## [Exercise objective]
Find the string "this" in the entries and copy each line that has it.
Start of Data rows
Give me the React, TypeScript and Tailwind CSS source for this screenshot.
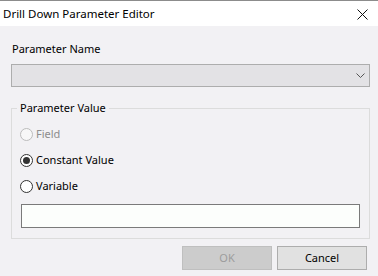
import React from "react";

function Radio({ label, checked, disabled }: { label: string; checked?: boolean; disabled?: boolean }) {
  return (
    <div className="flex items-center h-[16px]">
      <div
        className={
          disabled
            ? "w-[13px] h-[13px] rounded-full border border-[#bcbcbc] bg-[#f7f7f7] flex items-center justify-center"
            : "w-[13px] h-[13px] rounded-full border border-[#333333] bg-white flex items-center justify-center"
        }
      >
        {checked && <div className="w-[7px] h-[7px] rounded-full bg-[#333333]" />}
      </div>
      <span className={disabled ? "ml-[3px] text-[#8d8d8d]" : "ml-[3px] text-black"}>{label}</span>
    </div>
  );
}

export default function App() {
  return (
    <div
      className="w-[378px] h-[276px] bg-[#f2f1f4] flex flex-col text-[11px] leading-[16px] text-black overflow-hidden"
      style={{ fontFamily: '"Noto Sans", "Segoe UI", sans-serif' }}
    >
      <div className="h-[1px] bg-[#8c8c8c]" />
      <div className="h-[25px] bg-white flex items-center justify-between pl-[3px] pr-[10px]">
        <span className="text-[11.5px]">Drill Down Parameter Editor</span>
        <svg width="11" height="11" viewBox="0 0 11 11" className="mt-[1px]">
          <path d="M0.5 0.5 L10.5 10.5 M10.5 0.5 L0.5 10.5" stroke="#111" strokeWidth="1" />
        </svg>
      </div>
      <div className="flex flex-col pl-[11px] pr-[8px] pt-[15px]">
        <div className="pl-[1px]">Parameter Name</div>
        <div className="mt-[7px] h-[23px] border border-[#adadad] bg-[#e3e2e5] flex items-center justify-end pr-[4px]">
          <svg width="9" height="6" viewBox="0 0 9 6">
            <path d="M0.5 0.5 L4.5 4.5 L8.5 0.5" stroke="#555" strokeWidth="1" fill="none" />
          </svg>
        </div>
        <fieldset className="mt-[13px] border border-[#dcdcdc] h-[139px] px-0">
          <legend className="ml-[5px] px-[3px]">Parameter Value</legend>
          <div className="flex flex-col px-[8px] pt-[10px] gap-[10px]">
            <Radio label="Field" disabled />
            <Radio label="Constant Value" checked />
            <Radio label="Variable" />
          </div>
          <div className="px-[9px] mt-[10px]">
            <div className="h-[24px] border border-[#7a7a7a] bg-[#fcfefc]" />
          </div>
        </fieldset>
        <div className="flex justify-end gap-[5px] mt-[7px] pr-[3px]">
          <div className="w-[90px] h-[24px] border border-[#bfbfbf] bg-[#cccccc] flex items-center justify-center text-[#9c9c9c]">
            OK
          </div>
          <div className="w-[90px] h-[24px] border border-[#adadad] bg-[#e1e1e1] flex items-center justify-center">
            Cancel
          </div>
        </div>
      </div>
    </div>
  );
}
End of Data rows
Start of Data rows
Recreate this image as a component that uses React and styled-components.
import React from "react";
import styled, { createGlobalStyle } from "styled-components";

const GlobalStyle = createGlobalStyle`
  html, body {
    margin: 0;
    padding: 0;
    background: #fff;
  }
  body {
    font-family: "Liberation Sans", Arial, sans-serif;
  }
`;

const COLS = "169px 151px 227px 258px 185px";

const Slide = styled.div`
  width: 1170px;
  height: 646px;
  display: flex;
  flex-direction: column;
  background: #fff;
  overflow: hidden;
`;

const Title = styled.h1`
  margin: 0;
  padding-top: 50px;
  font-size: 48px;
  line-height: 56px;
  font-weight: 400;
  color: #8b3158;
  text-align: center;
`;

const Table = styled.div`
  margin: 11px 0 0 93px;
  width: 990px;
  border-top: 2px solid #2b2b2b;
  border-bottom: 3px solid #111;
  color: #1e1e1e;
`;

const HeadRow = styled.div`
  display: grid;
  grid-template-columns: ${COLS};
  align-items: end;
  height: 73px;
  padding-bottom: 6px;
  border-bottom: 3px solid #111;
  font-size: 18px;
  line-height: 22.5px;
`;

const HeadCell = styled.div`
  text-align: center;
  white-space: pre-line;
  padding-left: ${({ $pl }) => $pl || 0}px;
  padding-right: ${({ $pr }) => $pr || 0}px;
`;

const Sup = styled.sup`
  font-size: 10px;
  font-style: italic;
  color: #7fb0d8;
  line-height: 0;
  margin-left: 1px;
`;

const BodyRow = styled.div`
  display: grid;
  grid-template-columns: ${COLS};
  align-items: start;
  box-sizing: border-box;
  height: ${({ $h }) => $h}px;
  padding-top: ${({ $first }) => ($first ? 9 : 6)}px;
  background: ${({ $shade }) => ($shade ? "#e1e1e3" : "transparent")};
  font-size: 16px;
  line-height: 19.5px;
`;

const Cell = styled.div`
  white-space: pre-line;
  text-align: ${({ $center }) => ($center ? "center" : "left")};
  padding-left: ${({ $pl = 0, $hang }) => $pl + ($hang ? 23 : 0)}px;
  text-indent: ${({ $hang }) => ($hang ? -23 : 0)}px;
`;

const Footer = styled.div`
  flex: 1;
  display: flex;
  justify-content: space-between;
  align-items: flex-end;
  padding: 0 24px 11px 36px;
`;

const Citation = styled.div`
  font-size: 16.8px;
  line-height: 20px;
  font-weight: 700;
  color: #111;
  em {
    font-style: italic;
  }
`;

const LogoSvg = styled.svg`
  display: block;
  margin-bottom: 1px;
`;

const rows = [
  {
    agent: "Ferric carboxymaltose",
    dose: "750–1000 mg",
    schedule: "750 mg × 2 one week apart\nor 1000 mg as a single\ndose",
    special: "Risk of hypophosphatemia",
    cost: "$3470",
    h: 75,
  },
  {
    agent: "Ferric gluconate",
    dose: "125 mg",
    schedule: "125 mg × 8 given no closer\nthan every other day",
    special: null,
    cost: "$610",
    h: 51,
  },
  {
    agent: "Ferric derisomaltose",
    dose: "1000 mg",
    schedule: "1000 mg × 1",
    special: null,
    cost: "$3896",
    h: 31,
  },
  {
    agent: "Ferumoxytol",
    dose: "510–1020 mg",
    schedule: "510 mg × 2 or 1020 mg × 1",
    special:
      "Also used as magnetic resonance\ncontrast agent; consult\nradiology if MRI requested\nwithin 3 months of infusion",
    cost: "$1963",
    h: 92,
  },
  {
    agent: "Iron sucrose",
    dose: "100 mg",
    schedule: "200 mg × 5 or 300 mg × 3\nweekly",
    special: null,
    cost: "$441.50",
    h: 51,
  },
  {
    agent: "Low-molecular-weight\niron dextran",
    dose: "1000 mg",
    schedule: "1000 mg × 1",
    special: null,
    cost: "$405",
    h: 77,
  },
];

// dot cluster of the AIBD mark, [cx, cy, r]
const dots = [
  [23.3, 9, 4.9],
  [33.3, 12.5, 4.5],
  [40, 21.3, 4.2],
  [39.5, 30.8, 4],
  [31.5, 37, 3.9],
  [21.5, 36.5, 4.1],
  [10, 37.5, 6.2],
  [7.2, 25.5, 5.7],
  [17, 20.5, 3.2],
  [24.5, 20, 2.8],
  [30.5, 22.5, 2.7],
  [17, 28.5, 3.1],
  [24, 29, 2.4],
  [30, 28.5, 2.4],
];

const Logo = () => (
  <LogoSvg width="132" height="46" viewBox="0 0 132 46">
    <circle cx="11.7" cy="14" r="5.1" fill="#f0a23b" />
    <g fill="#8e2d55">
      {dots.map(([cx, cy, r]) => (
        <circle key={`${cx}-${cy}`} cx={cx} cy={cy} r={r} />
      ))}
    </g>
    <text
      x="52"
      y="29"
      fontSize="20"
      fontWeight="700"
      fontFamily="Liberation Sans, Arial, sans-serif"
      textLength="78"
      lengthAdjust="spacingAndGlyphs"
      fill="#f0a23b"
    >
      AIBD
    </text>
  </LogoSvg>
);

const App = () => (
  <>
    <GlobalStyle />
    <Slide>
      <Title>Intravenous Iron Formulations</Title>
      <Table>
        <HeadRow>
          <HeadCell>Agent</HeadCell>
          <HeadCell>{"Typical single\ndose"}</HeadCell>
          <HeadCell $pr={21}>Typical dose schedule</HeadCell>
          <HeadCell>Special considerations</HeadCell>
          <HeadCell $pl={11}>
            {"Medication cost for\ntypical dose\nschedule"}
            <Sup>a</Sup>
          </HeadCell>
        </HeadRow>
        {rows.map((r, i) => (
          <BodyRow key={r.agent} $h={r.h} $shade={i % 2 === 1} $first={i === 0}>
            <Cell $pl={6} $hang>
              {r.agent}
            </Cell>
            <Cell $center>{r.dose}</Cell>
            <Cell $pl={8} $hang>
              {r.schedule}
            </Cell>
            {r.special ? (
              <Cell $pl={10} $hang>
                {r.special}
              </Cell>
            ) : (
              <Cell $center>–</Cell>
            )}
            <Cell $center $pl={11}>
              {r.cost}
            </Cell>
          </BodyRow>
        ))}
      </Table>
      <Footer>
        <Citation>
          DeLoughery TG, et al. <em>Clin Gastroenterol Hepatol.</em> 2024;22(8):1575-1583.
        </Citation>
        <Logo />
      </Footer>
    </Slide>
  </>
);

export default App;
End of Data rows
Start of Data rows
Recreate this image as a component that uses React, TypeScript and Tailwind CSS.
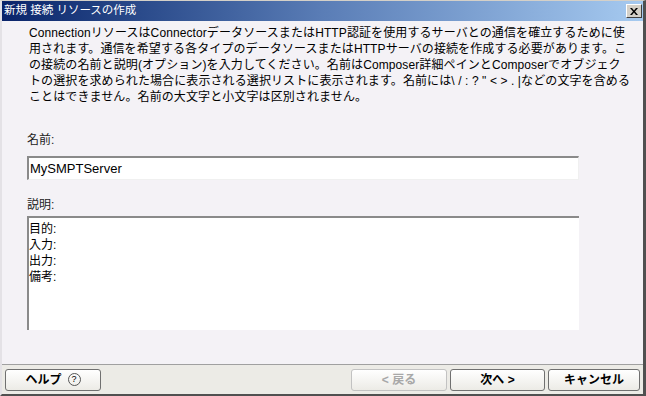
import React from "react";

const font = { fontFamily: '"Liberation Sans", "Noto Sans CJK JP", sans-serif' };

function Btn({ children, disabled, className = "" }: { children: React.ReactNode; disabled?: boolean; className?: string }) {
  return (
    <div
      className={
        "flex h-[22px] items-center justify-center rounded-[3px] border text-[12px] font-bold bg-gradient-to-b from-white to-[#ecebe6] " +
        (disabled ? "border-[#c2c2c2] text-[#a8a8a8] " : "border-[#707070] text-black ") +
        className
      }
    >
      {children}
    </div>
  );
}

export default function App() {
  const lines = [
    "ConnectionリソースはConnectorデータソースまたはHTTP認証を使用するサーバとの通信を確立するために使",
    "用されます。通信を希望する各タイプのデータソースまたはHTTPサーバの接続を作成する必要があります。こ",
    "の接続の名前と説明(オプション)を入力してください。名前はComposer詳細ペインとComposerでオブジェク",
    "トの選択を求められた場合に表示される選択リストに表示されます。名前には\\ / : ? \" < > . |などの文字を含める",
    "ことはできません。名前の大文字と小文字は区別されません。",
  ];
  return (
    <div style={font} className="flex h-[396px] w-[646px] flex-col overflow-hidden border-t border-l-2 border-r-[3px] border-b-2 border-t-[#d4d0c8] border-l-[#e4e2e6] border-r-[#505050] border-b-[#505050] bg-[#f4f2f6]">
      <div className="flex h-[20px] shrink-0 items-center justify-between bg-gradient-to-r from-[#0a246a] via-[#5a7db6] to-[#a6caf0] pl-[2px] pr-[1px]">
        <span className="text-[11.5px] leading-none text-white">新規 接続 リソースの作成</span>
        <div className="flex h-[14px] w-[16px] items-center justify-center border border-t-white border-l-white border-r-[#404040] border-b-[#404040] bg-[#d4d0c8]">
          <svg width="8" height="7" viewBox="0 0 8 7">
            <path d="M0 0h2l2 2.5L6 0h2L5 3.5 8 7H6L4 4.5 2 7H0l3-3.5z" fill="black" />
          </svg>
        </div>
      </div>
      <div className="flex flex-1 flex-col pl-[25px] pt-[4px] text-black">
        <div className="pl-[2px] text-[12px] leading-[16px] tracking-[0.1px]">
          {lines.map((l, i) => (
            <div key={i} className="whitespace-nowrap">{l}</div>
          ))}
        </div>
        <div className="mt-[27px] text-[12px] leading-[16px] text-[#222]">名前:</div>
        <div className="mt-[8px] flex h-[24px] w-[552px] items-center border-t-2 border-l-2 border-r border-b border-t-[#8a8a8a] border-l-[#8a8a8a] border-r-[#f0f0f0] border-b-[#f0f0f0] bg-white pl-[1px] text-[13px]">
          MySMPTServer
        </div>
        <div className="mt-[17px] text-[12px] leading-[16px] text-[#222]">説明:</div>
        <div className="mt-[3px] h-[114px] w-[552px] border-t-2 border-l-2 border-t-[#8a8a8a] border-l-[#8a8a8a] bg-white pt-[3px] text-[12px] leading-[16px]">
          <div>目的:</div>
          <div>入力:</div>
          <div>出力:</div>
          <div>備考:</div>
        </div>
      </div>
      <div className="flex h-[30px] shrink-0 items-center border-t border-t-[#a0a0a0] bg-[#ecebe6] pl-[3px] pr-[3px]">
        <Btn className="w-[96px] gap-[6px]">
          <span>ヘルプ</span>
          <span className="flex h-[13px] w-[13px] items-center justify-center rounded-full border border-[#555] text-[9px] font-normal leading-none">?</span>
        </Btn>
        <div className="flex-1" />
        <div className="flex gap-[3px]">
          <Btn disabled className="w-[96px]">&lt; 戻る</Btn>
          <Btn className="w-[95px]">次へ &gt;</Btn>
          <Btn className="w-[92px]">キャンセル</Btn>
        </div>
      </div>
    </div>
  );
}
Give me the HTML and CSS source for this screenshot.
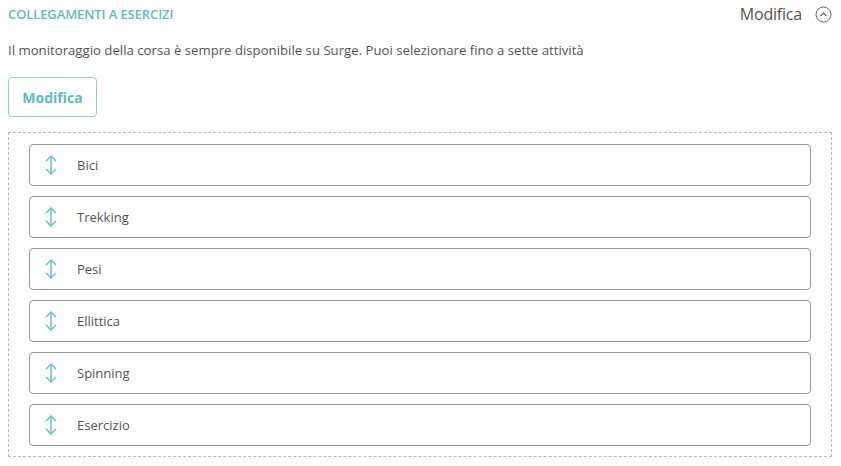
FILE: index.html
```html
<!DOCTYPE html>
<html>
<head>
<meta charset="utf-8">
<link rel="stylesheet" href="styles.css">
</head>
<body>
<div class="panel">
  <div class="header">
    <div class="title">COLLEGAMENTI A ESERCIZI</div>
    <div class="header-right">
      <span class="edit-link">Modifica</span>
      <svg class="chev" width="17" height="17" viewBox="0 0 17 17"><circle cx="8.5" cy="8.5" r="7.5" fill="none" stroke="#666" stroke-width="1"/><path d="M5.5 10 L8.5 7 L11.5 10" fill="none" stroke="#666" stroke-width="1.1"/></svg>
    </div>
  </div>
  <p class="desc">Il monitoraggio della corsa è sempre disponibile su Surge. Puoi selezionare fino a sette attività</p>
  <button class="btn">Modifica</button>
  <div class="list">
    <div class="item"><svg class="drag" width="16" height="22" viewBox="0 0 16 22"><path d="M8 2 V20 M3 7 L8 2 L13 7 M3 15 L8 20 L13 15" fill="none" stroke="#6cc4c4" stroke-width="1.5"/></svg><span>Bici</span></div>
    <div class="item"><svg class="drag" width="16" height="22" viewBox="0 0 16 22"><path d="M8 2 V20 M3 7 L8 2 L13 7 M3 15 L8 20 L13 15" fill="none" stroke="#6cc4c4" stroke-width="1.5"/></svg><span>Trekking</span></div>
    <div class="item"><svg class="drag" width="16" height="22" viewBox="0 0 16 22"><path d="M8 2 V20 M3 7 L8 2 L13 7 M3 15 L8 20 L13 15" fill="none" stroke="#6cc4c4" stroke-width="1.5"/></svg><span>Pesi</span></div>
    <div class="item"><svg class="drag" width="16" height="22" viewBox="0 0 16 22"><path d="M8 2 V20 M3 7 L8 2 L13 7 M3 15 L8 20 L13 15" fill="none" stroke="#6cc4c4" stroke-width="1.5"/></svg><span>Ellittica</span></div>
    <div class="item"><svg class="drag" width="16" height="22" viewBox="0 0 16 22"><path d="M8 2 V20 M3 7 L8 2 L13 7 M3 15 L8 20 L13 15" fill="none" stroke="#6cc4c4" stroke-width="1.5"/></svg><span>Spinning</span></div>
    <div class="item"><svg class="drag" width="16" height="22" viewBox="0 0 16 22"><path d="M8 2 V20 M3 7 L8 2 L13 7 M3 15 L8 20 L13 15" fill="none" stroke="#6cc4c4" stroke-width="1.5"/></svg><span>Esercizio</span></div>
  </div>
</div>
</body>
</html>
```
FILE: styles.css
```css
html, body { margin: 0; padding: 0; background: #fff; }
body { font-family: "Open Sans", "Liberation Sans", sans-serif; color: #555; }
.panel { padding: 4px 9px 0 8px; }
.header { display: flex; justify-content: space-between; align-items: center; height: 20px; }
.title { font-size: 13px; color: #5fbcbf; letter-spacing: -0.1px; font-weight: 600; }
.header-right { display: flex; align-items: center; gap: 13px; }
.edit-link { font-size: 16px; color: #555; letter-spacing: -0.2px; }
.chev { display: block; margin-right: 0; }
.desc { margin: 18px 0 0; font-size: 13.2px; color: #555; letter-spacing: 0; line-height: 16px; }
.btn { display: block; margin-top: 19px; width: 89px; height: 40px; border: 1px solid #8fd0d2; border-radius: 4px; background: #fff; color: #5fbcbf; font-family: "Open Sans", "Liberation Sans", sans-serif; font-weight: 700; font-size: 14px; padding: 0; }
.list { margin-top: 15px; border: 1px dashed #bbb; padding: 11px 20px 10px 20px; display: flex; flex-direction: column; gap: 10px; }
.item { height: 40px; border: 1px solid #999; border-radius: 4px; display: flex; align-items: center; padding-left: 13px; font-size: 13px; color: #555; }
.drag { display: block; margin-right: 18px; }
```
End of Data rows
## [Answer below]
Give me the React, TypeScript and Tailwind CSS source for this screenshot.
Recreate this image as a component that uses React and styled-components.
Recreate this image as a component that uses React, TypeScript and Tailwind CSS.
Give me the HTML and CSS source for this screenshot.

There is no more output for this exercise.